Plaintiffs in FX benchmark rate fixing case seek to lift stay
The plaintiffs in a lawsuit targeting banks like JPMorgan and Citi note that discovery may now proceed as Akshay Aiyer was convicted of price-fixing.
Following numerous extensions of the discovery stay in a Forex benchmark rate fixing case targeting some of the world’s biggest banks, the plaintiffs are now seeking to put an end to the delays.
On November 22, 2019, the plaintiffs in the case captioned Nypl v. JP Morgan Chase & Co. et al (1:15-cv-09300) filed a motion with the New York Southern District Court asking that the Court lifts the prolonged stay on testamentary discovery.
In particular, the plaintiffs note that the last case which has been delaying the testamentary discovery has resulted in a guilty verdict.
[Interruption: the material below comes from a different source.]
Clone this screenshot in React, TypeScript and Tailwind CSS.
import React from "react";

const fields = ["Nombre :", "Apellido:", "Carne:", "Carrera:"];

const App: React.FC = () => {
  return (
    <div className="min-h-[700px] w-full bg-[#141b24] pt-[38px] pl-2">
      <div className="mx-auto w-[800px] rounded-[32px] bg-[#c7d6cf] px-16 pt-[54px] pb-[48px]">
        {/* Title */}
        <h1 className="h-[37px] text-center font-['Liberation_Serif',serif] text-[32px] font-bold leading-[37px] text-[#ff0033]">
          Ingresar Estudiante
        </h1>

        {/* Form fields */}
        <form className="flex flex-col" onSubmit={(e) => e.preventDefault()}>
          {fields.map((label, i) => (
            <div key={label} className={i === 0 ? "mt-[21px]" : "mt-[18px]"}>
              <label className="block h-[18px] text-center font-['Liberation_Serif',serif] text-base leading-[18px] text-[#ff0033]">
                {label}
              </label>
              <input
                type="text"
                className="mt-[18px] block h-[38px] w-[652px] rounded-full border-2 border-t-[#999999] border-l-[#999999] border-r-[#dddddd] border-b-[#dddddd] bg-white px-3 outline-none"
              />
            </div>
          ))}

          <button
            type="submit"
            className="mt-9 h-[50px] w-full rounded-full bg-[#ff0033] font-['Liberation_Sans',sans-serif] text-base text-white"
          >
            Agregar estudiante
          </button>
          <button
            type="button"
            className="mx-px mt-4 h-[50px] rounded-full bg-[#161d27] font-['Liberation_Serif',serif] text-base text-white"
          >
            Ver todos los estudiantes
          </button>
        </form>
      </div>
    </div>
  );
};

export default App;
The case is the one against Akshay Aiyer, a former JP Morgan Forex trader. Aiyer was convicted of conspiring to fix prices and rig bids in Central and Eastern European, Middle Eastern and African (CEEMEA) currencies, which were generally traded against the USD and the EUR, from at least October 2010 through at least January 2013.
The plaintiffs in the Nypl case argue that this is the last trial of the Department of Justice (DOJ) concerning the price-fixing of the currency exchange rates. Accordingly, the Nypl Plaintiffs request a pre-motion conference on December 10, 2019, regarding lifting of the stay on testamentary discovery, in particular the depositions of the signatories of the Plea Agreements and Deferred Prosecution Agreement and the persons most knowledgeable about those Plea Agreements and Deferred Prosecution Agreement.
Under the terms of the stay granted in June 2018, depositions and interviews of current and former employees of Citibank, JPMorgan Chase, Barclays, RBS, UBS, BNP Paribas, and HSBC, are stayed. The stay bars depositions of signatories to the May 2015 corporate plea agreements, which plaintiff counsel in the case at hand has proposed to take.
The plaintiffs had previously indicated their intentions to take depositions from senior executives of HSBC, UBS, Barclays, Citi, JPMorgan and NatWest.
This action is brought on behalf of a putative class of consumers and end-user businesses alleging that they paid inflated foreign currency exchange rates caused by an alleged conspiracy among the defendant banks to fix prices of FX benchmark rates in violation of Section 1 of the Sherman Antitrust Act, 15 U.S.C. sec. 1 et seq.
The lawsuit targets major banks like JPMorgan Chase & Co. (NYSE:JPM), JPMorgan Chase Bank, N.A., Barclays Capital, Inc., Citibank, N.A., Citigroup Inc (NYSE:C), Bank of America Corp (NYSE:BAC), Bank of America, N.A, HSBC Bank USA, N.A., HSBC North America Holdings, Inc, The Royal Bank of Scotland plc (now known as NatWest Markets plc), and UBS AG.